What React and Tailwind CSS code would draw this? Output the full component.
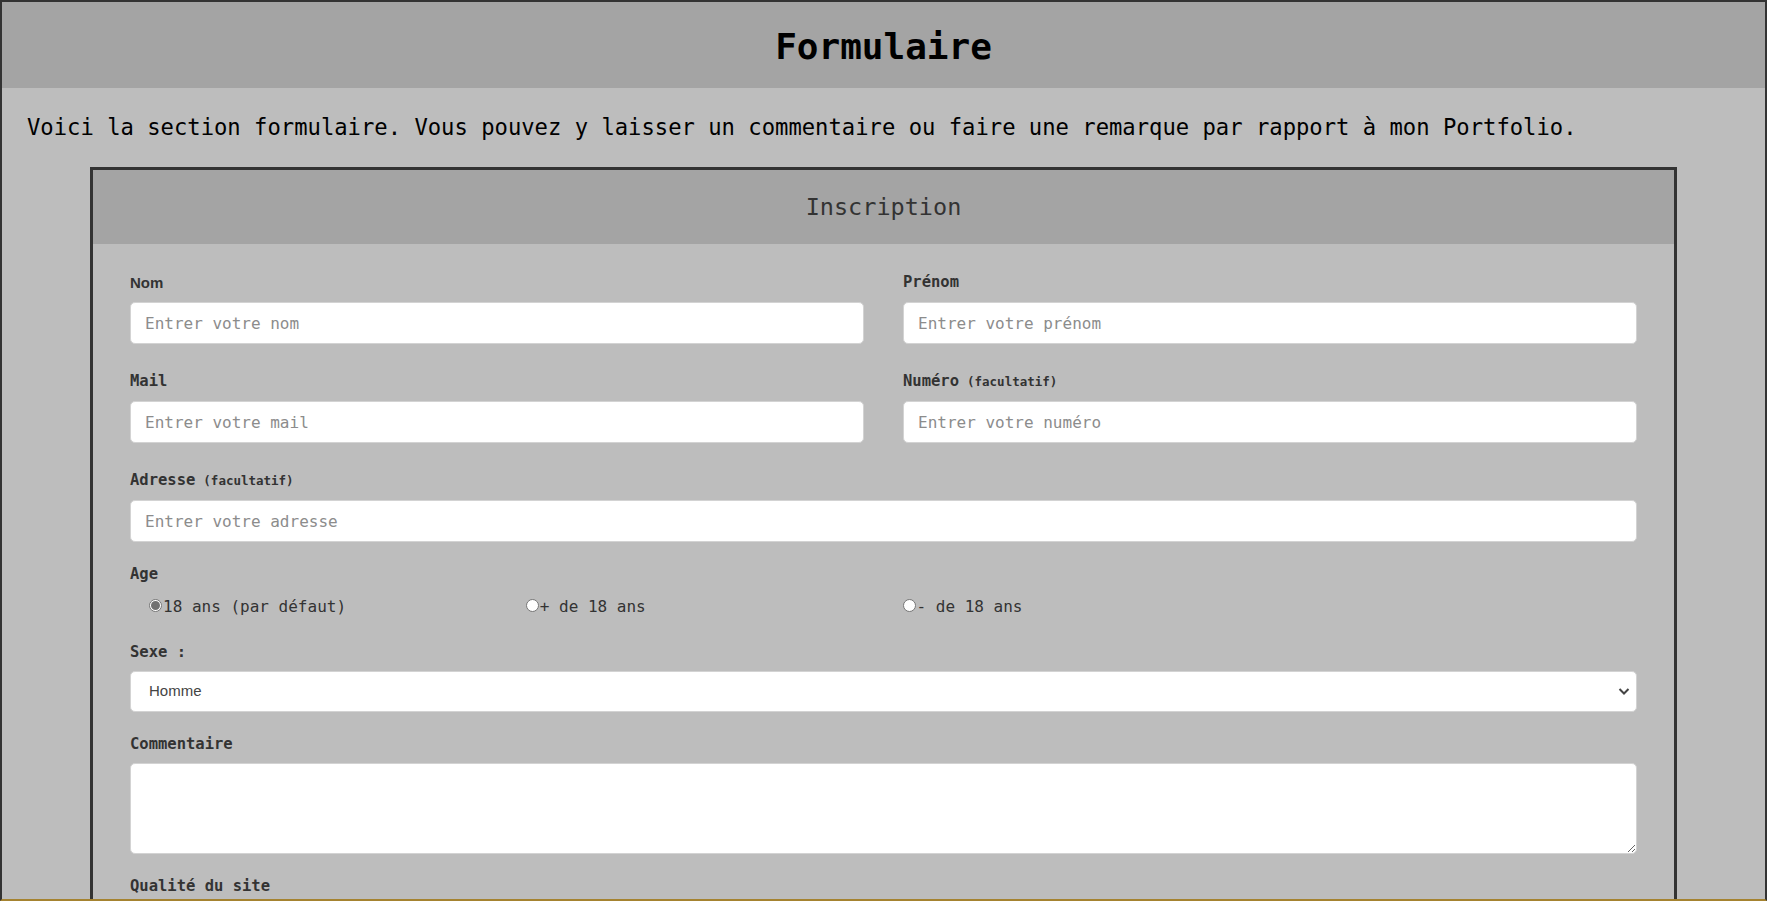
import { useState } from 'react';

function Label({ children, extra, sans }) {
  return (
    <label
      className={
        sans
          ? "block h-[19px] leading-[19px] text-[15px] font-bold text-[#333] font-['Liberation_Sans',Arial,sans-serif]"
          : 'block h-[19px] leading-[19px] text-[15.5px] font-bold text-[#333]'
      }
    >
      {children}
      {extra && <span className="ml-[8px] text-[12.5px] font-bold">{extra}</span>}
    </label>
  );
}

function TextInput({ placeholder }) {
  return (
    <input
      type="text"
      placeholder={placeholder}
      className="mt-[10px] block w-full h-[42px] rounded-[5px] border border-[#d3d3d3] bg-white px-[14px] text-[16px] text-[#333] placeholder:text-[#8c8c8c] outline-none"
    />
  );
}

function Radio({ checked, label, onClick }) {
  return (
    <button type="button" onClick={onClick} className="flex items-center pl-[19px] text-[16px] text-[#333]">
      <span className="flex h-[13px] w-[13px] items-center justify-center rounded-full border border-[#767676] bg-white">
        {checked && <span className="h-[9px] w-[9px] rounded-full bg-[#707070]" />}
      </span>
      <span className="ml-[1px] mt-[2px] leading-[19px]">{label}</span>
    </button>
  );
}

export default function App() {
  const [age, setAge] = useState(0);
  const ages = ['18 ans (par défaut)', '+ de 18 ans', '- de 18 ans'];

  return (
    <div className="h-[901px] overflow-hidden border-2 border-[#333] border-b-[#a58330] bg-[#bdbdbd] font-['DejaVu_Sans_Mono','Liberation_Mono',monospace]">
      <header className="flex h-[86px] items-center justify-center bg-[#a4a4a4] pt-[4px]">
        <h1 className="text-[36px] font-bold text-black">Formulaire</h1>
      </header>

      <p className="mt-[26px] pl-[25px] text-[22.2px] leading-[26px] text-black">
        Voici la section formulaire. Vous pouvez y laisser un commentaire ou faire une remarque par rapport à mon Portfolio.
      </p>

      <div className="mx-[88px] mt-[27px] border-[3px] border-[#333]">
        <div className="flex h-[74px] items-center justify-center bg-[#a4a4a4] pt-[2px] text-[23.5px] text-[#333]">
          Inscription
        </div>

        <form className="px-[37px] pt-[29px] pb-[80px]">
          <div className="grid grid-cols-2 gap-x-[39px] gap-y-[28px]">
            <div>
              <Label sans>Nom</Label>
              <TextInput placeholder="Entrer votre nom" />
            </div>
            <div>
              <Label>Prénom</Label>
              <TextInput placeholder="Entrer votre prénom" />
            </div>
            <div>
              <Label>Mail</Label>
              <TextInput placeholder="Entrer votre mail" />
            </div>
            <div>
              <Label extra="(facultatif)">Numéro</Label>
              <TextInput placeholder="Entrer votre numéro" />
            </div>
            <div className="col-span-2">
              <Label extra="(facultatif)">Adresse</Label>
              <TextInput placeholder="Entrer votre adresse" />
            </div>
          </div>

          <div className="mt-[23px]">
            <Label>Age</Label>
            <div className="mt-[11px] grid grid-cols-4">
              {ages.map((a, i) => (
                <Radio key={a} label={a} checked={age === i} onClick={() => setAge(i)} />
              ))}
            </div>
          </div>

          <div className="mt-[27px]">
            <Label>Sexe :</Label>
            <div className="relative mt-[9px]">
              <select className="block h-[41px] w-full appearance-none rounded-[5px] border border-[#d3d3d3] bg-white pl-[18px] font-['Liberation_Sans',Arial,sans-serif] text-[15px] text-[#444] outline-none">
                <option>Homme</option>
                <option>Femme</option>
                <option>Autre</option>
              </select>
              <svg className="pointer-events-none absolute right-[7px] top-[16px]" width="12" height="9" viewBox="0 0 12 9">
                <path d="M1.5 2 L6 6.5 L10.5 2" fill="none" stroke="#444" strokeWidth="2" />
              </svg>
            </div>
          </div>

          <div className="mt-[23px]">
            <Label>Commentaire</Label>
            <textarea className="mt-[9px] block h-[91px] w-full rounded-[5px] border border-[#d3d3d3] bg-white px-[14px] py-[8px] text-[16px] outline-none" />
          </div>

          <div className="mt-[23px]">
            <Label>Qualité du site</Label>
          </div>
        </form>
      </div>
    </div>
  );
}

**TASK STATEMENT:** Transcribe the opening line of the listing above, please, and every line after it through the line with "const ages = ['18", word for word, without pictures.

**TASK RESULT:**
What React and Tailwind CSS code would draw this? Output the full component.
import { useState } from 'react';

function Label({ children, extra, sans }) {
  return (
    <label
      className={
        sans
          ? "block h-[19px] leading-[19px] text-[15px] font-bold text-[#333] font-['Liberation_Sans',Arial,sans-serif]"
          : 'block h-[19px] leading-[19px] text-[15.5px] font-bold text-[#333]'
      }
    >
      {children}
      {extra && <span className="ml-[8px] text-[12.5px] font-bold">{extra}</span>}
    </label>
  );
}

function TextInput({ placeholder }) {
  return (
    <input
      type="text"
      placeholder={placeholder}
      className="mt-[10px] block w-full h-[42px] rounded-[5px] border border-[#d3d3d3] bg-white px-[14px] text-[16px] text-[#333] placeholder:text-[#8c8c8c] outline-none"
    />
  );
}

function Radio({ checked, label, onClick }) {
  return (
    <button type="button" onClick={onClick} className="flex items-center pl-[19px] text-[16px] text-[#333]">
      <span className="flex h-[13px] w-[13px] items-center justify-center rounded-full border border-[#767676] bg-white">
        {checked && <span className="h-[9px] w-[9px] rounded-full bg-[#707070]" />}
      </span>
      <span className="ml-[1px] mt-[2px] leading-[19px]">{label}</span>
    </button>
  );
}

export default function App() {
  const [age, setAge] = useState(0);
  const ages = ['18 ans (par défaut)', '+ de 18 ans', '- de 18 ans'];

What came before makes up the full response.